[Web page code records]

----

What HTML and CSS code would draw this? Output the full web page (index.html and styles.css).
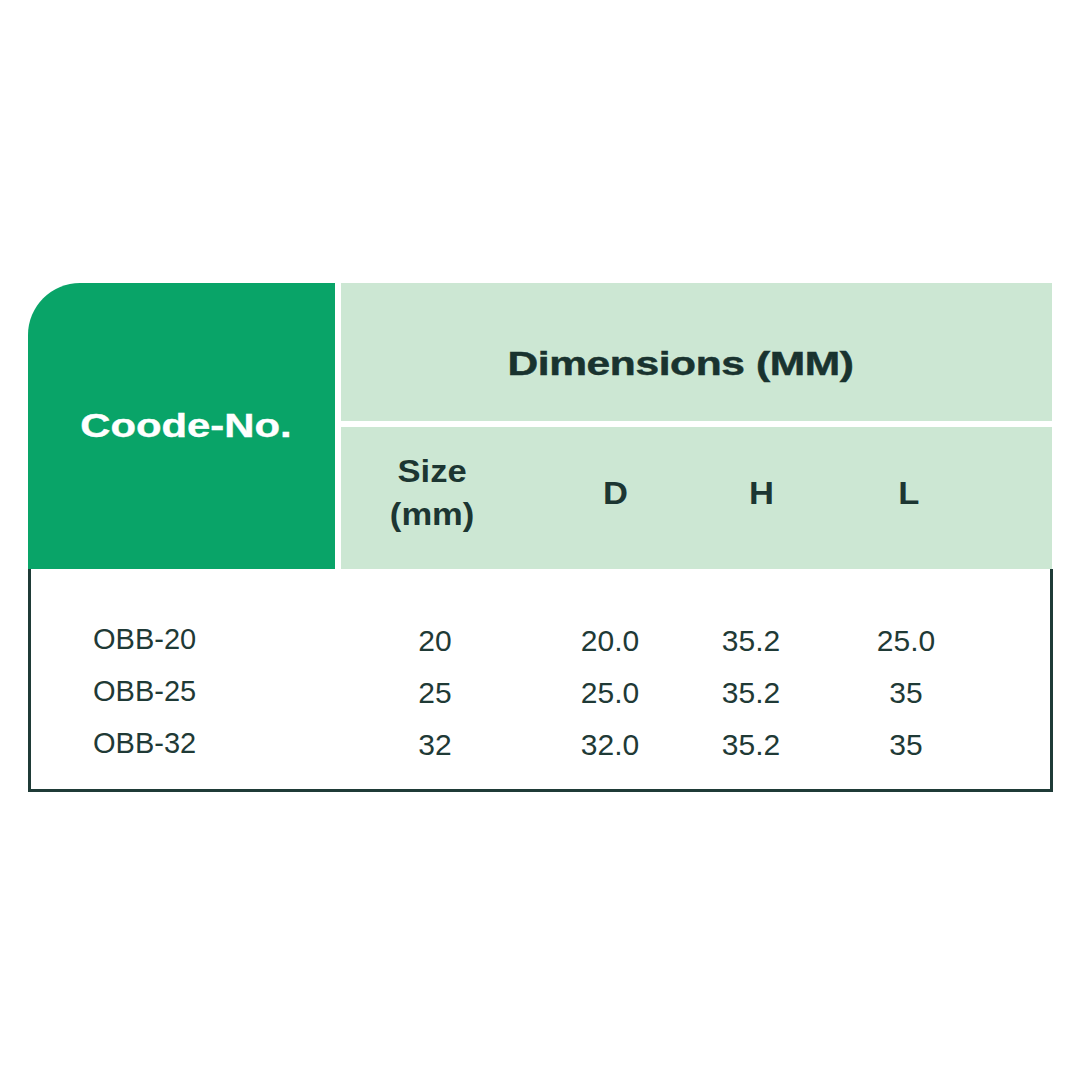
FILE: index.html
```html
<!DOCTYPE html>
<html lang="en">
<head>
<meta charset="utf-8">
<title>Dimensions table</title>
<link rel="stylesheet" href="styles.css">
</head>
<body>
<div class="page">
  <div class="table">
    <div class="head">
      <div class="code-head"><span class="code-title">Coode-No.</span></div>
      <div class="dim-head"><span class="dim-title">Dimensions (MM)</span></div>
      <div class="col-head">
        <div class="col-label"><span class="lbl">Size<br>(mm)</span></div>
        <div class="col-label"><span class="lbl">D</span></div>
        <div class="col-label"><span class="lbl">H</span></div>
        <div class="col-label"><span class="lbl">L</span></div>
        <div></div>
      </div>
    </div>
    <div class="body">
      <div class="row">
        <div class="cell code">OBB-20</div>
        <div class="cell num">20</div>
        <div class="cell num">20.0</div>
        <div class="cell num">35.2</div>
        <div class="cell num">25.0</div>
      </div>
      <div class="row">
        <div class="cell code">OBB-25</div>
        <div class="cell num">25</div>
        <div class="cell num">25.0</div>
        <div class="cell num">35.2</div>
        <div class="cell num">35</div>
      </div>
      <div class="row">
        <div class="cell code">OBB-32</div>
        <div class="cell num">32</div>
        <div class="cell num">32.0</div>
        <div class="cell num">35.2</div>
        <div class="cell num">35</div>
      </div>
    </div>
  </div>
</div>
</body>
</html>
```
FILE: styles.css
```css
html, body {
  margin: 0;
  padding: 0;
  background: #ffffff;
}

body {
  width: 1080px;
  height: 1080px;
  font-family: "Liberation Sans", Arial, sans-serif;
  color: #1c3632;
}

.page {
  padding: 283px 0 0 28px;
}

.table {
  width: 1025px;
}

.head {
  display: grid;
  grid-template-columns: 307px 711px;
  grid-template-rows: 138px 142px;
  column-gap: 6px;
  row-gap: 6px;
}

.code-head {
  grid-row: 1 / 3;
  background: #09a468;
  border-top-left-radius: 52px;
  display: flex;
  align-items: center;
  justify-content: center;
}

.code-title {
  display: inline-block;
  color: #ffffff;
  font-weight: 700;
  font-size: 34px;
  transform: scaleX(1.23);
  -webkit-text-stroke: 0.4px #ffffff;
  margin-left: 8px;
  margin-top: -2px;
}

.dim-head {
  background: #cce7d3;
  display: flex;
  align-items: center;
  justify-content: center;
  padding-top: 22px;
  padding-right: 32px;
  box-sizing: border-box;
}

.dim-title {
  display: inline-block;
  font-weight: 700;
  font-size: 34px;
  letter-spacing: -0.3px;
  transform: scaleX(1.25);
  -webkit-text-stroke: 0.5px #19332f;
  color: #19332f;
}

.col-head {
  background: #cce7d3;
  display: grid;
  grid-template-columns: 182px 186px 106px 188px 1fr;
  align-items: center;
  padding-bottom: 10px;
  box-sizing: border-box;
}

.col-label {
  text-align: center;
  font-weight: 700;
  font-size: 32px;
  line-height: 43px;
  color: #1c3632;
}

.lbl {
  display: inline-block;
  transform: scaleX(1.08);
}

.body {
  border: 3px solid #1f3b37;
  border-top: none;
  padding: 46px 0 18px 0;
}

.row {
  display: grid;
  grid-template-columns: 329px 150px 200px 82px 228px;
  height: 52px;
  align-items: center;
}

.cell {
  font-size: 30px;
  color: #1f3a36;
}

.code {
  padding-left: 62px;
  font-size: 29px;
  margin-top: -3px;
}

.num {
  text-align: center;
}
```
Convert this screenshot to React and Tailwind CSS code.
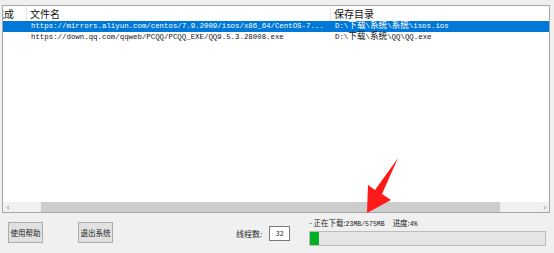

----

■ TASK TO COMPLETE ■
Leave the pictures out, and print every line of the listing exactly as written.

■ RESPONSE TO THIS TASK ■
What HTML and CSS code would draw this? Output the full web page (index.html and styles.css).
FILE: index.html
```html
<!DOCTYPE html>
<html lang="en">
<head>
<meta charset="utf-8">
<title>Dimensions table</title>
<link rel="stylesheet" href="styles.css">
</head>
<body>
<div class="page">
  <div class="table">
    <div class="head">
      <div class="code-head"><span class="code-title">Coode-No.</span></div>
      <div class="dim-head"><span class="dim-title">Dimensions (MM)</span></div>
      <div class="col-head">
        <div class="col-label"><span class="lbl">Size<br>(mm)</span></div>
        <div class="col-label"><span class="lbl">D</span></div>
        <div class="col-label"><span class="lbl">H</span></div>
        <div class="col-label"><span class="lbl">L</span></div>
        <div></div>
      </div>
    </div>
    <div class="body">
      <div class="row">
        <div class="cell code">OBB-20</div>
        <div class="cell num">20</div>
        <div class="cell num">20.0</div>
        <div class="cell num">35.2</div>
        <div class="cell num">25.0</div>
      </div>
      <div class="row">
        <div class="cell code">OBB-25</div>
        <div class="cell num">25</div>
        <div class="cell num">25.0</div>
        <div class="cell num">35.2</div>
        <div class="cell num">35</div>
      </div>
      <div class="row">
        <div class="cell code">OBB-32</div>
        <div class="cell num">32</div>
        <div class="cell num">32.0</div>
        <div class="cell num">35.2</div>
        <div class="cell num">35</div>
      </div>
    </div>
  </div>
</div>
</body>
</html>
```
FILE: styles.css
```css
html, body {
  margin: 0;
  padding: 0;
  background: #ffffff;
}

body {
  width: 1080px;
  height: 1080px;
  font-family: "Liberation Sans", Arial, sans-serif;
  color: #1c3632;
}

.page {
  padding: 283px 0 0 28px;
}

.table {
  width: 1025px;
}

.head {
  display: grid;
  grid-template-columns: 307px 711px;
  grid-template-rows: 138px 142px;
  column-gap: 6px;
  row-gap: 6px;
}

.code-head {
  grid-row: 1 / 3;
  background: #09a468;
  border-top-left-radius: 52px;
  display: flex;
  align-items: center;
  justify-content: center;
}

.code-title {
  display: inline-block;
  color: #ffffff;
  font-weight: 700;
  font-size: 34px;
  transform: scaleX(1.23);
  -webkit-text-stroke: 0.4px #ffffff;
  margin-left: 8px;
  margin-top: -2px;
}

.dim-head {
  background: #cce7d3;
  display: flex;
  align-items: center;
  justify-content: center;
  padding-top: 22px;
  padding-right: 32px;
  box-sizing: border-box;
}

.dim-title {
  display: inline-block;
  font-weight: 700;
  font-size: 34px;
  letter-spacing: -0.3px;
  transform: scaleX(1.25);
  -webkit-text-stroke: 0.5px #19332f;
  color: #19332f;
}

.col-head {
  background: #cce7d3;
  display: grid;
  grid-template-columns: 182px 186px 106px 188px 1fr;
  align-items: center;
  padding-bottom: 10px;
  box-sizing: border-box;
}

.col-label {
  text-align: center;
  font-weight: 700;
  font-size: 32px;
  line-height: 43px;
  color: #1c3632;
}

.lbl {
  display: inline-block;
  transform: scaleX(1.08);
}

.body {
  border: 3px solid #1f3b37;
  border-top: none;
  padding: 46px 0 18px 0;
}

.row {
  display: grid;
  grid-template-columns: 329px 150px 200px 82px 228px;
  height: 52px;
  align-items: center;
}

.cell {
  font-size: 30px;
  color: #1f3a36;
}

.code {
  padding-left: 62px;
  font-size: 29px;
  margin-top: -3px;
}

.num {
  text-align: center;
}
```
Convert this screenshot to React and Tailwind CSS code.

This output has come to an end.